Saturday, 4 April 2020

Back to White, Green and Red with New Faces (1991)

Remember these Bulgarian guys from long, long ago?   They made the magnificent progressive jazz LP called Don Juan (I think) then I bought their other seventies one that preceded that, not realizing they had one more set up their sleeve from much much later.  But they were uncompromising artists, or maybe as was typical for Eastern Europe, cut off from the rest of the world's zeitgeist, because this album sounds very much like it was made in the early 80s, with odd and bizarre chords and ideas mixing the folk melodies that were such a part of slavic jazz or fusion records of the period.  The only concession to the late year is the last song, the title track, but even that one sounds totally out of place in the setting of the year 1991, when Nirvana and alternative were all set to break out into the mainstream and leave old dinos Guns 'n' Roses in the dust.

Really, a stunner, and once again a lesson, that you have to try to complete these artists'   discographies.

The track called Reminiscence, by the keyboardist Peter Jourkov, made me literally scream and metaphorically fall off my chair, yet again:

Thursday, 2 April 2020

By request, the missing Christian Escoude Quintet's Reunion (1976)

We have covered this French jazz/fusion/prog guitarist extensively in the past on this blog (most recently here, which also turned out to be the most popular of the albums I posted!).  I actually really love some of his work which combines the French tendency for delicatesse with inventive and well-thought-out compositions that are far from hackneyed (like the US jazz I grew up on, add wink emoticon).  Someone gave a brief review on the discogs entry for this LP:

Fantastic Guitar Jazz record with many influences.
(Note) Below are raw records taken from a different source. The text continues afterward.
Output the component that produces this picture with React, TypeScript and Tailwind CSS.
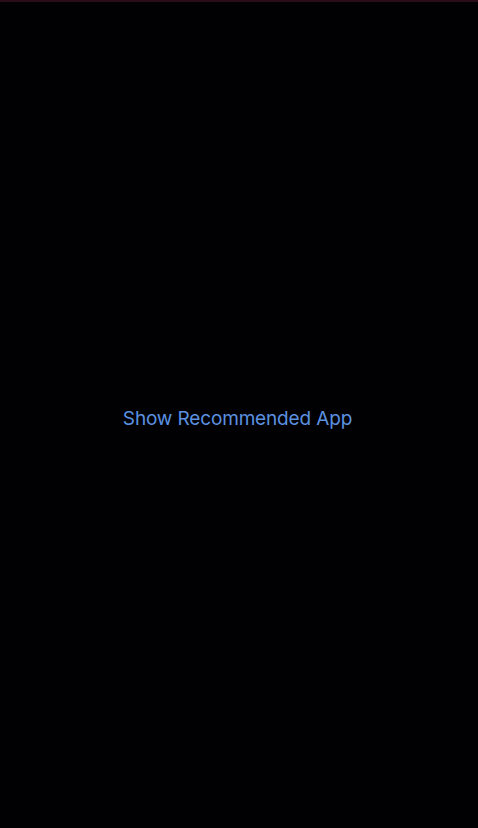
export default function App() {
  return (
    <div className="w-[478px] h-[828px] bg-[#010103] flex flex-col">
      <div className="h-[2px] bg-[#2a0d18]" />
      <div className="flex-1 flex items-center justify-center pt-[8px] pr-[3px]">
        <span
          className="text-[19px] text-[#5b91e0] tracking-[-0.15px]"
          style={{ fontFamily: 'Inter, "Liberation Sans", sans-serif' }}
        >
          Show Recommended App
        </span>
      </div>
    </div>
  );
}
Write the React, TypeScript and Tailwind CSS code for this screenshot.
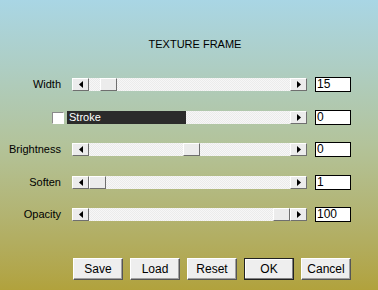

Huge line up with Franck Able (Cane and Able, Afro Lafayette Rock Band and Bobby Boyd Congress) and Jean Querlier (Confluence & Dharma). Recommended!

For those familiar with those stalwarts of the seventies scene like Dharma Quintet, Confluence, etc., this is very similar and applicable.

Note all the nonsense titles, except for the first one.  The last track, called Eric et Raph, is the most similar to the old Confluence stuff although the central section becomes a little bit too generically jazzy:

Don't worry, there are more great tracks in there...

Tuesday, 31 March 2020

Back to the old University Jazz with the missing HUJE 1981 (Howard University Jazz Ensemble)

Here's an old wishlist album that suddenly popped up to my complete surprise.  It's from so long ago that I couldn't for the life of me remember why I wanted to buy it, but I'm assuming my reasoning was sound.  Lately this assumption has been frequently tested, though it obtains for the most part when I'm in a relaxed state.  Which is a rarity, nowadays.  You can use the search function at the top left hand to find two other posts from these guys, HUJE '83 and '84.

It's the standard big band college music we have heard so often here before.  Information is here, as usual.

The amazing first track, called Caronstan:

I'm going to do something I've never done before and provide lossless rips for these records for everyone in the next little while so we can enjoy a bit of quarantine time.

Sunday, 29 March 2020

By request, Osiris Featuring Toto Blanke & Charlie Mariano‎, recorded 1978

Somebody pointed this out to me long ago, and it took this long for it to surface for sale.  Long before any pandemic was on the horizon.  Everyone now can have a listen.  I don't think I need to mention the two famous artists involved here, but note that the remainder of the musicians are not so well known.  It seems to be a one-off band in a live performance, with information included here.

Note that the sound of the recording is not ideal, and I'm being a little uncharacteristically complimentary, being on a par with some really rough and ready primitive mikes, maybe hidden in someone's briefs for the chief purpose of impressing a lady companion.  The first track in particular might drive you a little crazy in some parts as it did me with its static non-white noise.  Luckily that's a short drive for me.

There is a bit of eastern stuff, a bit of fusion, some nice electric and some nice acoustic guitar stuff.  All over the place, but more jazzy in general than I would've expected given those two huge talents dominating the set.  The duet of them 2 is nice and has the advantage of being familiar:

Recorded November 16th 1978, Festsaal Schweriner Schloß, Schwerin.
More requests upcoming.

Stay safe and be careful out there and let's hope the music sees us through to the day when it will be all carefree again like it was before...

Friday, 27 March 2020

Ron Johnston / Ian McDougall / Oliver Gannon - Rio (1988)

Here's a surprisingly late album coming in as follow-up to the Three from 48 hours ago, which has some more of that very mellow, very smooth jazz written in a highly competent manner.  The artists waste no time on the opener called Search with trombonist Ian McDougall setting up a nice unison melody with guitarist Gannon above the juicy electric keys:

I love when pianist Ron Johnston solo plays his electric keyboard magic, on Free Recall:

It's just jazz, but it's really well written jazz.